As you may know from reading this blog, I love Brahms especially, and yet he seems to me the archetypical Romantic -- a free spirit, a wanderer, and a solitary genius. At the same time, he was never able to marry, because, or at least it seems so from the historical evidence (they burned all their letters to each other), his great love, Clara Schumann, somehow fell short of his Romantic ideal. After the death of her husband, Robert Schumann, in an asylum, she expected Brahms to propose to her, but he simply lacked the maturity (granted, she was fourteen years older and already had eight children). Later, Brahms, already old, proposed marriage to one of Clara's daughters, who rejected him. This seems to me both pathetic and emblematic of the failure of Romanticism.
Of course if you want me to expand, I'll have to clarify a little. I don't really dislike all of the Romantic poets. I can still tolerate quite a bit of Wordsworth and I adore Coleridge and Keats. But I think both of them have a maturity that many of their Romantic brethren lack. And Coleridge at least did have a Christian aesthetic, so perhaps he's an anomaly.

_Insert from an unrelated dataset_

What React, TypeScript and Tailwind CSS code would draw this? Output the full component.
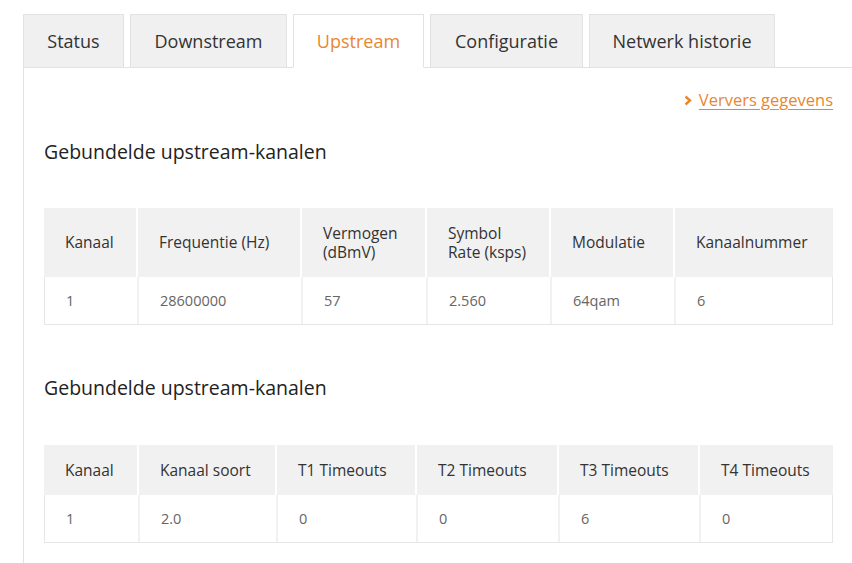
const tabs = [
  { label: "Status", w: "w-[101px]" },
  { label: "Downstream", w: "w-[157px]" },
  { label: "Upstream", w: "w-[131px]", active: true },
  { label: "Configuratie", w: "w-[153px]" },
  { label: "Netwerk historie", w: "w-[186px]" },
];

type Table = {
  cols: string;
  headH: string;
  head: string[][];
  row: string[];
};

const tables: Table[] = [
  {
    cols: "grid-cols-[94px_164px_125px_124px_124px_158px]",
    headH: "h-[69px]",
    head: [["Kanaal"], ["Frequentie (Hz)"], ["Vermogen", "(dBmV)"], ["Symbol", "Rate (ksps)"], ["Modulatie"], ["Kanaalnummer"]],
    row: ["1", "28600000", "57", "2.560", "64qam", "6"],
  },
  {
    cols: "grid-cols-[95px_138px_140px_142px_141px_133px]",
    headH: "h-[50px]",
    head: [["Kanaal"], ["Kanaal soort"], ["T1 Timeouts"], ["T2 Timeouts"], ["T3 Timeouts"], ["T4 Timeouts"]],
    row: ["1", "2.0", "0", "0", "6", "0"],
  },
];

function DataTable({ t }: { t: Table }) {
  return (
    <div className="w-[789px]">
      <div className={`grid ${t.cols} ${t.headH}`}>
        {t.head.map((lines, i) => (
          <div
            key={i}
            className={`flex flex-col justify-center bg-[#f1f1f1] pl-[21px] text-[15.5px] leading-[19px] text-[#333] ${
              i < t.head.length - 1 ? "border-r-2 border-white" : ""
            }`}
          >
            {lines.map((l) => (
              <span key={l} className="block h-[19px]">{l}</span>
            ))}
          </div>
        ))}
      </div>
      <div className={`grid ${t.cols} h-[48px] border-x border-b border-[#e6e6e6]`}>
        {t.row.map((v, i) => (
          <div
            key={i}
            className={`flex items-center pl-[21px] text-[14.5px] text-[#666] ${
              i < t.row.length - 1 ? "border-r-2 border-[#f1f1f1]" : ""
            }`}
          >
            {v}
          </div>
        ))}
      </div>
    </div>
  );
}

export default function App() {
  return (
    <div
      className="w-[852px] h-[563px] overflow-hidden bg-white pt-[14px] pl-[23px]"
      style={{ fontFamily: '"Open Sans", "Liberation Sans", sans-serif' }}
    >
      {/* tabs */}
      <div className="flex gap-[6px] relative z-10">
        {tabs.map((t) => (
          <div
            key={t.label}
            className={`${t.w} h-[54px] -mb-px flex items-center justify-center border border-[#e2e2e2] text-[18px] ${
              t.active ? "bg-white border-b-white text-[#e8872f]" : "bg-[#f0f0f0] text-[#333]"
            }`}
          >
            {t.label}
          </div>
        ))}
      </div>

      {/* panel */}
      <div className="border-l border-t border-[#e2e2e2] pl-[20px] pr-[19px] h-[600px]">
        <div className="flex justify-end items-center pt-[20px] h-[44px]">
          <svg width="8" height="11" viewBox="0 0 8 11" className="mr-[7px]">
            <polyline points="1.5,1.5 6,5.5 1.5,9.5" fill="none" stroke="#e8872f" strokeWidth="2.4" />
          </svg>
          <a className="text-[16.5px] text-[#e8872f] underline underline-offset-[3px]">Ververs gegevens</a>
        </div>

        <h2 className="mt-[28px] text-[19.5px] leading-[24px] text-[#222]">Gebundelde upstream-kanalen</h2>
        <div className="mt-[44px]">
          <DataTable t={tables[0]} />
        </div>

        <h2 className="mt-[51px] text-[19.5px] leading-[24px] text-[#222]">Gebundelde upstream-kanalen</h2>
        <div className="mt-[45px]">
          <DataTable t={tables[1]} />
        </div>
      </div>
    </div>
  );
}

I'll confess I know much more about Romanticism as a literary movement than about the parallel development in music. When it comes to music I'm pretty unschooled. I've listened widely but not deeply and so can't offer much in the way of analysis.
As for your question about my movement from Romanticism toward an aesthetic of Christian motherhood... I started to write something here and goodness, I'm afraid you hit on something there.
I'm afraid this is going to turn into a nostalgia piece (ironically) wandering through my past, revisiting my academic career. I'm going to ramble and get off track but it's hard for me to pinpoint exactly how I got to where I am now without retracing my steps. Perhaps I should make this into a blog post instead of taking over your comment thread.
I've been looking for a way to frame a reflection on my academic career and how it relates to where I am now as a stay at home mother. I think this is exactly the opening I've been looking for.
It's definitely a huge enough topic that it calls for a full-fledged blog post. I can't wait to read it.